Suicide . . . or Was It Murder? Forensic Sleuth Seeks to Unearth Mystery of Meriwether Lewis' Death

Article excerpt

The only way to tell if explorer Meriwether Lewis killed himself or was murdered 187 years ago is to dig up his remains, an anthropology professor said Monday.

"If we find an entrance wound in the back of Meriwether Lewis, then it's not suicide," Dr. James Starrs of George Washington University told an inquest panel. "If we find a .58-caliber ball and a .69-caliber ball, then something's wrong."

A prosecutor in Lewis County, which is named for the explorer, ordered an inquest after historians pushed for an investigation into the death. Lewis was 35 when he died of gunshot wounds on Oct. 11, 1809, along the Natchez Trace, a well-traveled route between Tennessee and New Orleans.

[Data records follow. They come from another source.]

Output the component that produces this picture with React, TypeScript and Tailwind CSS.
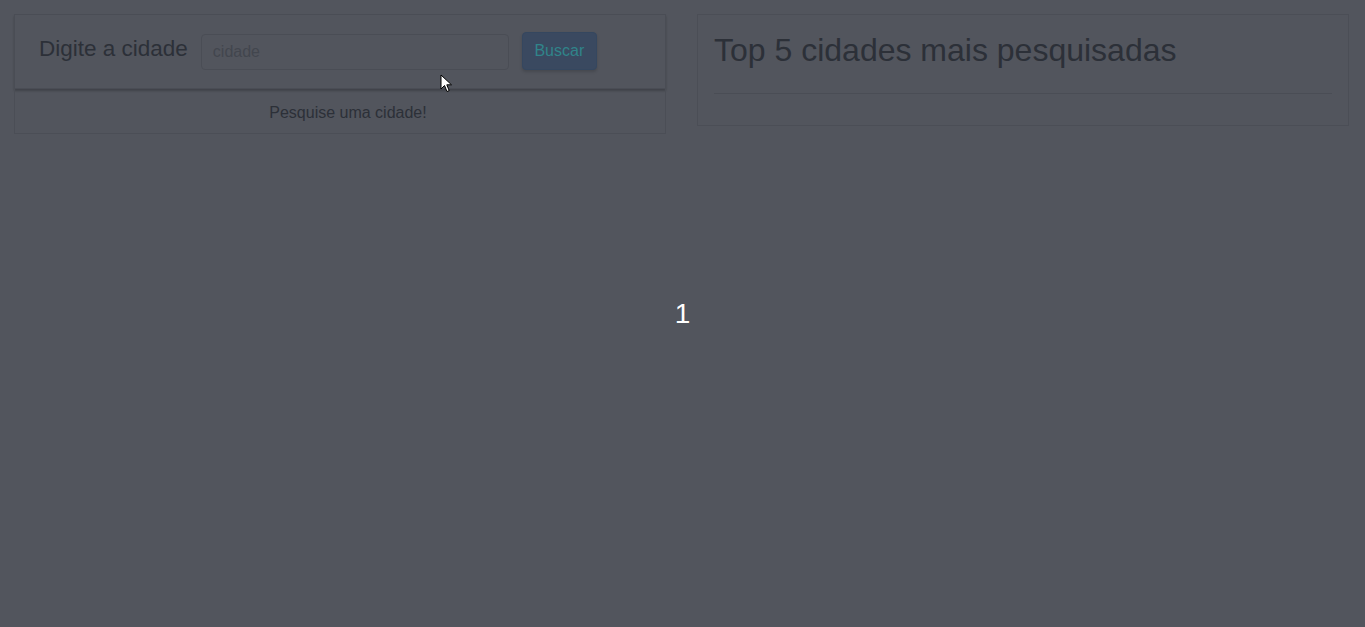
import React from 'react';

const Cursor: React.FC = () => (
  <svg className="absolute left-[440px] top-[74px]" width="14" height="20" viewBox="0 0 14 20">
    <path d="M1 1 L1 15 L4.5 11.5 L7 17.5 L9.2 16.6 L6.8 10.8 L11.5 10.8 Z" fill="#ffffff" stroke="#000000" strokeWidth="1" strokeLinejoin="round" />
  </svg>
);

export default function App() {
  return (
    <div
      className="relative min-h-screen bg-[#52555d] text-[#2c3038]"
      style={{ fontFamily: '"Liberation Sans", Arial, sans-serif' }}
    >
      <div className="flex gap-[31px] px-[14px] pt-[14px]">
        {/* search column */}
        <div className="w-[652px]">
          <div className="flex h-[75px] items-center border border-[#4a4d55] pl-[24px] shadow-[0_2px_2px_rgba(0,0,0,0.22)]">
            <span className="text-[22.5px] leading-none -mt-[5px]">Digite a cidade</span>
            <input
              placeholder="cidade"
              className="ml-[13px] h-[36px] w-[308px] rounded-[4px] border border-[#4a4d55] bg-transparent px-[11px] text-[16px] outline-none placeholder:text-[#42464e]"
            />
            <button className="ml-[13px] -mt-[2px] h-[38px] w-[75px] rounded-[4px] border border-[#35475f] bg-[#3a4960] text-[16px] text-[#30848a] shadow-[0_2px_3px_rgba(0,0,0,0.15)]">
              Buscar
            </button>
          </div>
          <div className="flex h-[45px] items-center justify-center border border-t-0 border-[#4b4e56] pl-[16px] pt-[3px] text-[16px]">
            Pesquise uma cidade!
          </div>
        </div>

        {/* ranking column */}
        <div className="h-[112px] w-[652px] border border-[#4b4e56] px-[16px]">
          <h2 className="pt-[17px] text-[32px] leading-[36px]">Top 5 cidades mais pesquisadas</h2>
          <hr className="mt-[25px] border-[#4a4d55]" />
        </div>
      </div>

      <div className="pointer-events-none absolute inset-0 flex items-center justify-center">
        <span className="text-[28px] leading-none text-white">1</span>
      </div>

      <Cursor />
    </div>
  );
}
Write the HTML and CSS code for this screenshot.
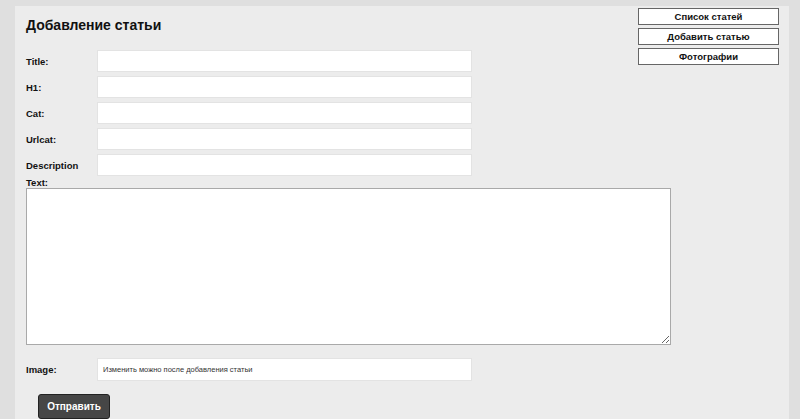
FILE: index.html
```html
<!DOCTYPE html>
<html lang="ru">
<head>
    <meta charset="UTF-8">
    <title>Добавление статьи</title>
    <link rel="stylesheet" href="styles.css">
</head>
<body>
    <div class="page">
        <div class="panel">
            <div class="nav">
                <a href="#" class="nav-link">Список статей</a>
                <a href="#" class="nav-link">Добавить статью</a>
                <a href="#" class="nav-link">Фотографии</a>
            </div>

            <h1>Добавление статьи</h1>

            <form class="article-form">
                <div class="row">
                    <label>Title:</label>
                    <input type="text" class="field">
                </div>
                <div class="row">
                    <label>H1:</label>
                    <input type="text" class="field">
                </div>
                <div class="row">
                    <label>Cat:</label>
                    <input type="text" class="field">
                </div>
                <div class="row">
                    <label>Urlcat:</label>
                    <input type="text" class="field">
                </div>
                <div class="row">
                    <label>Description</label>
                    <input type="text" class="field">
                </div>

                <label class="text-label">Text:</label>
                <textarea class="text-area"></textarea>

                <div class="row image-row">
                    <label>Image:</label>
                    <input type="text" class="field small" value="Изменить можно после добавления статьи">
                </div>

                <button type="submit" class="submit">Отправить</button>
            </form>
        </div>
    </div>
</body>
</html>
```

FILE: styles.css
```css
* {
    margin: 0;
    padding: 0;
    box-sizing: border-box;
}

body {
    font-family: "Liberation Sans", Arial, sans-serif;
    background: #dfdfdf;
    color: #111;
    height: 419px;
    overflow: hidden;
}

.page {
    padding: 6px 11px 0 15px;
}

.panel {
    background: #ececec;
    padding: 2px 10px 0 11px;
    min-height: 413px;
}

/* right-hand menu */
.nav {
    float: right;
    width: 141px;
    display: flex;
    flex-direction: column;
    gap: 3px;
}

.nav-link {
    display: block;
    height: 17px;
    line-height: 15px;
    background: #fff;
    border: 1px solid #666;
    color: #111;
    text-decoration: none;
    text-align: center;
    font-size: 9.5px;
    font-weight: bold;
}

h1 {
    font-size: 14px;
    line-height: 18px;
    font-weight: bold;
    padding-top: 8px;
    margin-bottom: 16px;
}

.row {
    display: flex;
    align-items: center;
    margin-bottom: 4px;
}

.row label {
    width: 71px;
    font-size: 9.5px;
    font-weight: bold;
}

.field {
    width: 375px;
    height: 22px;
    background: #fff;
    border: 1px solid #e3e3e3;
    font-family: inherit;
    font-size: 10px;
    padding: 0 5px;
}

.field.small {
    height: 23px;
    font-size: 7.5px;
    color: #333;
}

.text-label {
    display: block;
    font-size: 9.5px;
    font-weight: bold;
    margin-top: -2px;
    line-height: 10px;
}

.text-area {
    display: block;
    width: 645px;
    height: 157px;
    border: 1px solid #a9a9a9;
    background: #fff;
    margin-bottom: 13px;
}

.image-row {
    margin-bottom: 13px;
}

.submit {
    margin-left: 12px;
    width: 72px;
    height: 25px;
    background: #464646;
    border: 1px solid #222;
    border-radius: 3px;
    color: #fff;
    font-family: inherit;
    font-size: 10px;
    font-weight: bold;
}
```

Historians have debated whether he was murdered, committed suicide or was shot accidentally. The prevalent belief is that Lewis - sent by Thomas Jefferson to explore the frontier in the Lewis and Clark expedition of 1804-1806 - killed himself with his black-powder pistol.

In a new book, "Undaunted Courage," historian Stephen E. Ambrose examines Lewis' death at some length. His verdict: suicide. Ambrose writes that Lewis suffered from alcoholism, opium addiction and probably manic depression.

Lewis' remains are buried under a 50-ton monument at a national park site seven miles south of Hohenwald.

Starrs, a forensic scientist who recently worked on identifying the remains of the outlaw Jesse James, believes Lewis was murdered and wants to examine the remains. …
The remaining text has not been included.